◆ **The task**: Write the data out again exactly, with no pictures.

------ Supplied material

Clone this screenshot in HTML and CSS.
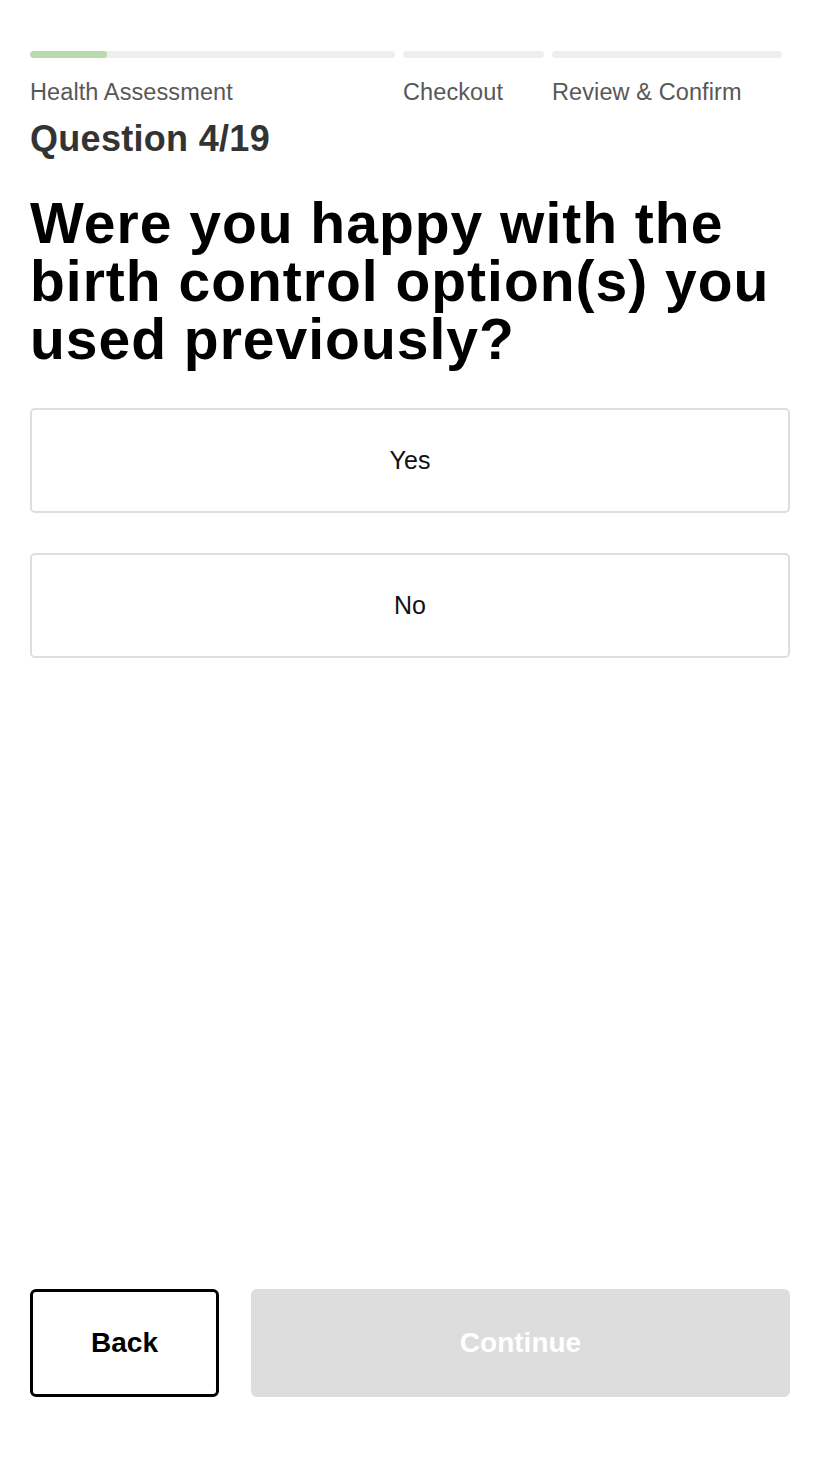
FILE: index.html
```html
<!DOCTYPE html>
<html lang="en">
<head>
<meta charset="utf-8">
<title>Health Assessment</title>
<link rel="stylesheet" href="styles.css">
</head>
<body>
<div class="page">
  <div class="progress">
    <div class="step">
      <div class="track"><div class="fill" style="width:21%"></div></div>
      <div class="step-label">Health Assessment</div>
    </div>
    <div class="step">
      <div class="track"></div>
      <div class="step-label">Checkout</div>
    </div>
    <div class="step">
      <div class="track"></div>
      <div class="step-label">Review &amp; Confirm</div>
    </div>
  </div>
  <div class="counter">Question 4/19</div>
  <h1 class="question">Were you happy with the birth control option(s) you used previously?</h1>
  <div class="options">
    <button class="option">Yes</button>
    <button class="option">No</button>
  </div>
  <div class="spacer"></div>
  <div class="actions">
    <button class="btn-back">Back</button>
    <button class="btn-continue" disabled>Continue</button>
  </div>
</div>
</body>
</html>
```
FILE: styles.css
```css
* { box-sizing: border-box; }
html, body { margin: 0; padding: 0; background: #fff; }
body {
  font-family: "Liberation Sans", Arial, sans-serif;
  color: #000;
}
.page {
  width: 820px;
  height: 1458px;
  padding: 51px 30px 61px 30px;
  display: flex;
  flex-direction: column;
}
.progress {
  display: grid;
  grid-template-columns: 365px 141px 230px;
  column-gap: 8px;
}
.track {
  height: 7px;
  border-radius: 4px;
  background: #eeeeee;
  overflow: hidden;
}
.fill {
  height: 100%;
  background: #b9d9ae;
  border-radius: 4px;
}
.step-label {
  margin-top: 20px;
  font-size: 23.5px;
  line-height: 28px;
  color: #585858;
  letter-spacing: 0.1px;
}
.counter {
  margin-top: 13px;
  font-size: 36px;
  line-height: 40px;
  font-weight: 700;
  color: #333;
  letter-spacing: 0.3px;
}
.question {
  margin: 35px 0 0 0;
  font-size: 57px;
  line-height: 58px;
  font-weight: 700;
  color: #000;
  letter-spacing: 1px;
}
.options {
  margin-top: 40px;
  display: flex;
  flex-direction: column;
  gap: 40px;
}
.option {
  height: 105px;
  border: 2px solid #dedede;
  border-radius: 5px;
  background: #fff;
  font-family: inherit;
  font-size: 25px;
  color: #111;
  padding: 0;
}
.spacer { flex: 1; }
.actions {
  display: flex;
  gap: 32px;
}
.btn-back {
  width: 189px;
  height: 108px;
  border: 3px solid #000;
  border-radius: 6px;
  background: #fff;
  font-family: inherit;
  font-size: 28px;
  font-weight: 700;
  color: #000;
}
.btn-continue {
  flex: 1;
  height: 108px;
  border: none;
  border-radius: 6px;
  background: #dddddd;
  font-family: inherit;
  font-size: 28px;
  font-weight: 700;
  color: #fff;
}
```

------------

◆ **Response**:
Clone this screenshot in HTML and CSS.
FILE: index.html
```html
<!DOCTYPE html>
<html lang="en">
<head>
<meta charset="utf-8">
<title>Health Assessment</title>
<link rel="stylesheet" href="styles.css">
</head>
<body>
<div class="page">
  <div class="progress">
    <div class="step">
      <div class="track"><div class="fill" style="width:21%"></div></div>
      <div class="step-label">Health Assessment</div>
    </div>
    <div class="step">
      <div class="track"></div>
      <div class="step-label">Checkout</div>
    </div>
    <div class="step">
      <div class="track"></div>
      <div class="step-label">Review &amp; Confirm</div>
    </div>
  </div>
  <div class="counter">Question 4/19</div>
  <h1 class="question">Were you happy with the birth control option(s) you used previously?</h1>
  <div class="options">
    <button class="option">Yes</button>
    <button class="option">No</button>
  </div>
  <div class="spacer"></div>
  <div class="actions">
    <button class="btn-back">Back</button>
    <button class="btn-continue" disabled>Continue</button>
  </div>
</div>
</body>
</html>
```
FILE: styles.css
```css
* { box-sizing: border-box; }
html, body { margin: 0; padding: 0; background: #fff; }
body {
  font-family: "Liberation Sans", Arial, sans-serif;
  color: #000;
}
.page {
  width: 820px;
  height: 1458px;
  padding: 51px 30px 61px 30px;
  display: flex;
  flex-direction: column;
}
.progress {
  display: grid;
  grid-template-columns: 365px 141px 230px;
  column-gap: 8px;
}
.track {
  height: 7px;
  border-radius: 4px;
  background: #eeeeee;
  overflow: hidden;
}
.fill {
  height: 100%;
  background: #b9d9ae;
  border-radius: 4px;
}
.step-label {
  margin-top: 20px;
  font-size: 23.5px;
  line-height: 28px;
  color: #585858;
  letter-spacing: 0.1px;
}
.counter {
  margin-top: 13px;
  font-size: 36px;
  line-height: 40px;
  font-weight: 700;
  color: #333;
  letter-spacing: 0.3px;
}
.question {
  margin: 35px 0 0 0;
  font-size: 57px;
  line-height: 58px;
  font-weight: 700;
  color: #000;
  letter-spacing: 1px;
}
.options {
  margin-top: 40px;
  display: flex;
  flex-direction: column;
  gap: 40px;
}
.option {
  height: 105px;
  border: 2px solid #dedede;
  border-radius: 5px;
  background: #fff;
  font-family: inherit;
  font-size: 25px;
  color: #111;
  padding: 0;
}
.spacer { flex: 1; }
.actions {
  display: flex;
  gap: 32px;
}
.btn-back {
  width: 189px;
  height: 108px;
  border: 3px solid #000;
  border-radius: 6px;
  background: #fff;
  font-family: inherit;
  font-size: 28px;
  font-weight: 700;
  color: #000;
}
.btn-continue {
  flex: 1;
  height: 108px;
  border: none;
  border-radius: 6px;
  background: #dddddd;
  font-family: inherit;
  font-size: 28px;
  font-weight: 700;
  color: #fff;
}
```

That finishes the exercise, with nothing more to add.